The effect of spatial averaging and glacier melt on detecting a forced signal in regional sea level

We investigate the spatial scales that are necessary to detect an externally forced signal in regional sea level within a selected fixed time period. Detection on a regional scale is challenging due to the increasing magnitude of unforced variability in dynamic sea level on progressingly smaller spatial scales. Using unforced control simulations with no evolving forcing we quantify the magnitude of regional internal variability depending on the degree of spatial averaging. We test various averaging techniques such as zonal averaging and averaging grid points within selected radii.
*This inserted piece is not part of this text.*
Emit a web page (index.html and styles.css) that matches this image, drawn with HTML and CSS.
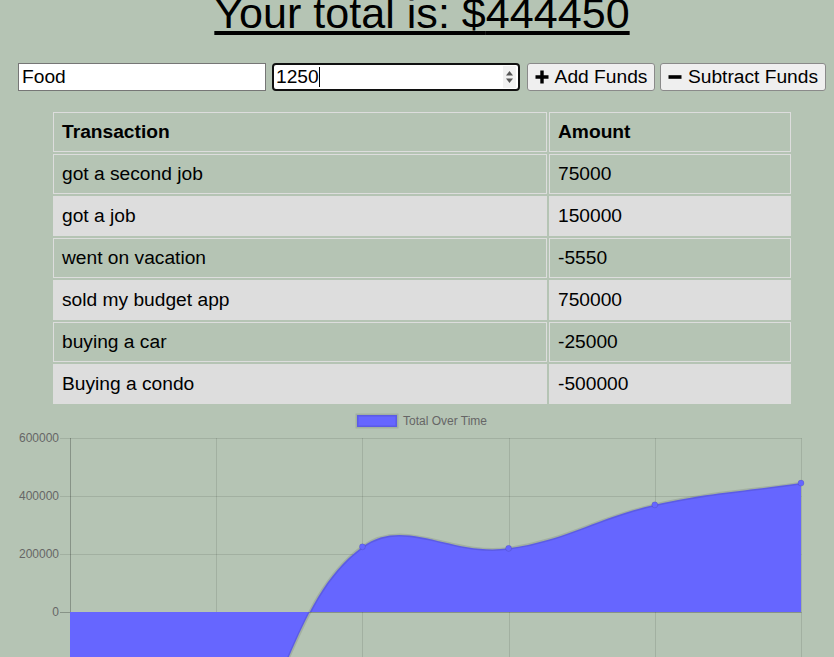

By comparing the results from the control simulations with historical and 21st-century simulations, the procedure allows to estimate to what degree the data has to be averaged spatially in order to detect a forced signal within certain periods (e.g. periods with good observational coverage). We find that zonal averaging over ocean basins is necessary to detect a forced signal in steric and dynamic sea level during the past 25 years, while a signal emerges in 63% of the ocean areas over the past 45 years when smoothing with a 2000 km filter or less is applied. We also demonstrate that the addition of the glacier contribution increases the signal-to-noise ratio of regional sea level changes, thus leading to an earlier emergence by 10-20 years away from the sources of the ice mass loss. With smoothing, this results in the detection of an external signal in 90% of the ocean areas over the past 45 years.